Optimizing deep learning models requires large amounts of annotated images, a process that is both time-intensive and costly. Especially for semantic segmentation models in which every pixel must be annotated. A potential strategy to mitigate annotation effort is active learning. Active learning facilitates the identification and selection of the most informative images from a large unlabelled pool. The underlying premise is that these selected images can improve the model's performance faster than random selection to reduce annotation effort. While active learning has demonstrated promising results on benchmark datasets like Cityscapes, its performance in the agricultural domain remains largely unexplored. This study addresses this research gap by conducting a comparative study of three active learning-based acquisition functions: Bayesian Active Learning by Disagreement (BALD), stochastic-based BALD (PowerBALD), and Random. The acquisition functions were tested on two agricultural datasets: Sugarbeet and Corn-Weed, both containing three semantic classes: background, crop and weed. Our results indicated that active learning, especially PowerBALD, yields a higher performance than Random sampling on both datasets. But due to the relatively large standard deviations, the differences observed were minimal; this was partly caused by high image redundancy and imbalanced classes. Specifically, more than 89\% of the pixels belonged to the background class on both datasets. The absence of significant results on both datasets indicates that further research is required for applying active learning on agricultural datasets, especially if they contain a high-class imbalance and redundant images. Recommendations and insights are provided in this paper to potentially resolve such issues.

Figures (6)

• Figure 1: FCHarDNet network architecture chao2019fchardnet with dropout (DO). The numbers in the figure indicate the number of strides for a given block.
• Figure 2: Example image from the Sugarbeet dataset with (a) input image and (b) corresponding annotation, where red=sugarbeet, blue=weed (only a few pixels) and transparent=background. Similar visualization for the PhenoBench dataset (c, d).
• Figure 3: Example image from the Corn-Weed dataset with (a) input image and (b) corresponding annotation, where red=corn, purple=weed (only a few pixels) and transparent=background. Similar visualization for the Corn-Weed pre-trained dataset (c, d).

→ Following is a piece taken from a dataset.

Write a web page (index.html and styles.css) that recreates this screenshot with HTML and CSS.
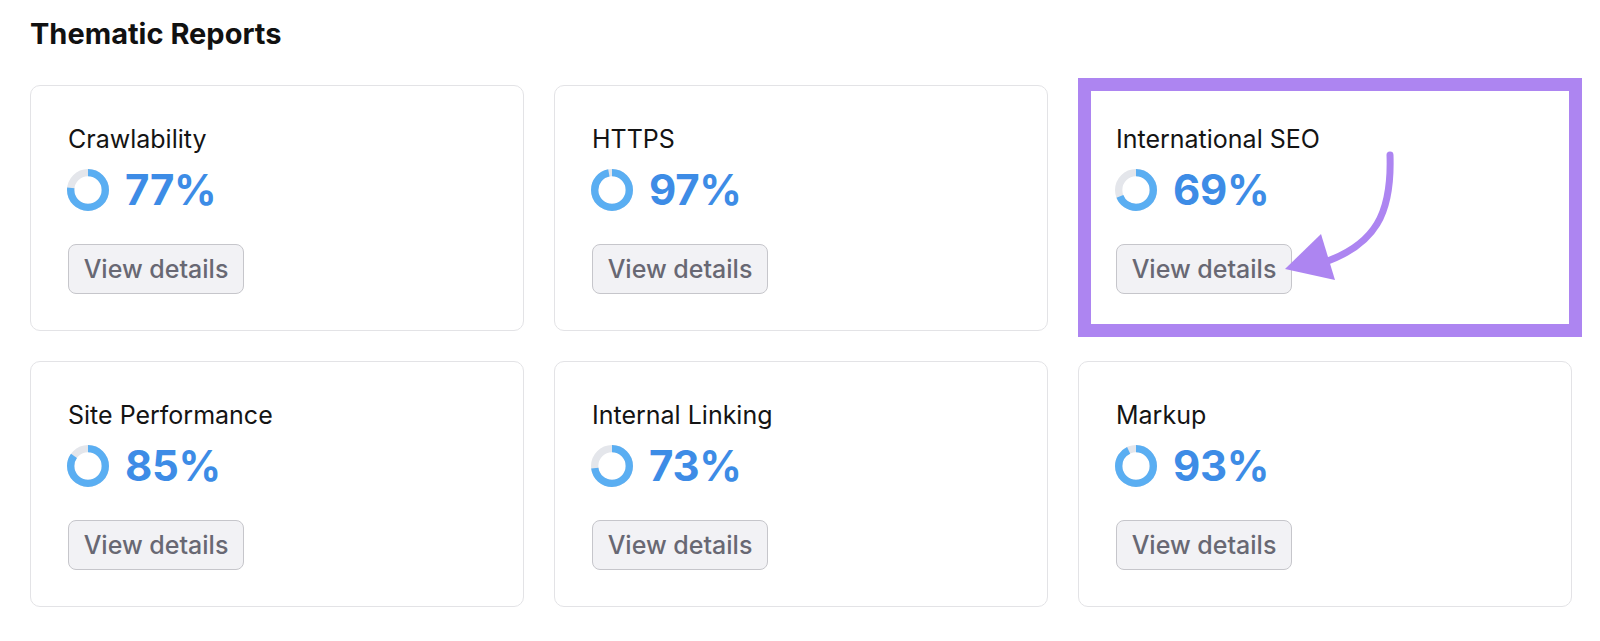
FILE: index.html
```html
<!DOCTYPE html>
<html lang="en">

<head>
    <meta charset="UTF-8">
    <meta name="viewport" content="width=device-width, initial-scale=1.0">
    <title>Thematic Reports</title>
    <link rel="stylesheet" href="styles.css">
</head>

<body>
    <main class="page">
        <h1 class="page-title">Thematic Reports</h1>

        <div class="report-grid">
            <div class="report-card">
                <p class="report-name">Crawlability</p>
                <div class="report-score">
                    <svg class="donut" viewBox="0 0 40 40">
                        <circle class="donut-track" cx="20" cy="20" r="16.5"></circle>
                        <circle class="donut-value" cx="20" cy="20" r="16.5" pathLength="100" stroke-dasharray="77 100"></circle>
                    </svg>
                    <span class="score-value">77%</span>
                </div>
                <button class="details-btn">View details</button>
            </div>

            <div class="report-card">
                <p class="report-name">HTTPS</p>
                <div class="report-score">
                    <svg class="donut" viewBox="0 0 40 40">
                        <circle class="donut-track" cx="20" cy="20" r="16.5"></circle>
                        <circle class="donut-value" cx="20" cy="20" r="16.5" pathLength="100" stroke-dasharray="97 100"></circle>
                    </svg>
                    <span class="score-value">97%</span>
                </div>
                <button class="details-btn">View details</button>
            </div>

            <div class="report-card highlighted">
                <p class="report-name">International SEO</p>
                <div class="report-score">
                    <svg class="donut" viewBox="0 0 40 40">
                        <circle class="donut-track" cx="20" cy="20" r="16.5"></circle>
                        <circle class="donut-value" cx="20" cy="20" r="16.5" pathLength="100" stroke-dasharray="69 100"></circle>
                    </svg>
                    <span class="score-value">69%</span>
                </div>
                <button class="details-btn">View details</button>

                <div class="highlight-frame"></div>
                <svg class="highlight-arrow" viewBox="0 0 494 246">
                    <path d="M312 70 C314 128 298 160 244 178" fill="none" stroke="#ad85f1" stroke-width="7" stroke-linecap="round"></path>
                    <polygon points="207,184 243,149 257,195" fill="#ad85f1"></polygon>
                </svg>
            </div>

            <div class="report-card">
                <p class="report-name">Site Performance</p>
                <div class="report-score">
                    <svg class="donut" viewBox="0 0 40 40">
                        <circle class="donut-track" cx="20" cy="20" r="16.5"></circle>
                        <circle class="donut-value" cx="20" cy="20" r="16.5" pathLength="100" stroke-dasharray="85 100"></circle>
                    </svg>
                    <span class="score-value">85%</span>
                </div>
                <button class="details-btn">View details</button>
            </div>

            <div class="report-card">
                <p class="report-name">Internal Linking</p>
                <div class="report-score">
                    <svg class="donut" viewBox="0 0 40 40">
                        <circle class="donut-track" cx="20" cy="20" r="16.5"></circle>
                        <circle class="donut-value" cx="20" cy="20" r="16.5" pathLength="100" stroke-dasharray="73 100"></circle>
                    </svg>
                    <span class="score-value">73%</span>
                </div>
                <button class="details-btn">View details</button>
            </div>

            <div class="report-card">
                <p class="report-name">Markup</p>
                <div class="report-score">
                    <svg class="donut" viewBox="0 0 40 40">
                        <circle class="donut-track" cx="20" cy="20" r="16.5"></circle>
                        <circle class="donut-value" cx="20" cy="20" r="16.5" pathLength="100" stroke-dasharray="93 100"></circle>
                    </svg>
                    <span class="score-value">93%</span>
                </div>
                <button class="details-btn">View details</button>
            </div>
        </div>
    </main>
</body>

</html>
```

FILE: styles.css
```css
* {
    margin: 0;
    padding: 0;
    box-sizing: border-box;
    font-family: Inter, "Noto Sans", sans-serif;
}

body {
    background: #ffffff;
    color: #1a1a1a;
}

.page {
    padding: 17px 28px 0 30px;
}

.page-title {
    font-size: 29px;
    font-weight: 700;
    line-height: 34px;
    color: #111111;
    margin-bottom: 34px;
}

.report-grid {
    display: grid;
    grid-template-columns: repeat(3, 494px);
    gap: 30px;
}

.report-card {
    position: relative;
    height: 246px;
    padding: 38px 37px 0 36px;
    border: 1.5px solid #e3e3e6;
    border-radius: 10px;
    background: #ffffff;
}

.report-name {
    font-size: 25px;
    line-height: 30px;
    font-weight: 400;
    color: #141414;
    padding-left: 1px;
}

.report-score {
    display: flex;
    align-items: center;
    gap: 16px;
    margin-top: 14px;
    height: 44px;
}

.donut {
    width: 42px;
    height: 42px;
    transform: rotate(-90deg);
}

.donut circle {
    fill: none;
    stroke-width: 7;
}

.donut-track {
    stroke: #e4e6eb;
}

.donut-value {
    stroke: #5aaef2;
}

.score-value {
    font-size: 42px;
    font-weight: 700;
    line-height: 44px;
    color: #3d8ce6;
    letter-spacing: -0.3px;
}

.details-btn {
    display: block;
    margin-top: 32px;
    margin-left: 1px;
    width: 176px;
    height: 50px;
    border: 1.5px solid #c6c6cb;
    border-radius: 8px;
    background: #f2f2f5;
    color: #686873;
    font-size: 25px;
    font-weight: 500;
    cursor: pointer;
}

.highlight-frame {
    position: absolute;
    top: -8px;
    left: -1.5px;
    right: -10.5px;
    bottom: -6.5px;
    border: 13px solid #ad85f1;
    pointer-events: none;
}

.highlight-arrow {
    position: absolute;
    top: -1.5px;
    left: -1.5px;
    width: 494px;
    height: 246px;
    overflow: visible;
    pointer-events: none;
}
```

• Figure 4: Test performances (mIoU) as a function of the number of training images for BALD, PowerBALD, and Random on the Sugarbeet dataset. Subfigure (a) highlights the results without agricultural pre-training, and subfigure (b) with agricultural pre-training. In both subfigures, the solid colored lines are the mean performance values over the three repetitions. The colored areas around the lines represent the 95% confidence intervals around the means. The black dashed lines indicate the performance when FCHarDNet was trained on the entire training pool.
• Figure 5: Histogram of the uncertainty values when deploying BALD on a model trained (a) without agricultural pre-training and (b) with agricultural pre-training. In both (a) and (b), the blue histogram depicts the uncertainty values calculated on the 9287 images of the SugarBeet dataset. The orange histogram depicts the uncertainty values calculated on the 772 images of the Phenobench validation dataset. (c) Uncertainty values visualized on a pixel-level in an example image.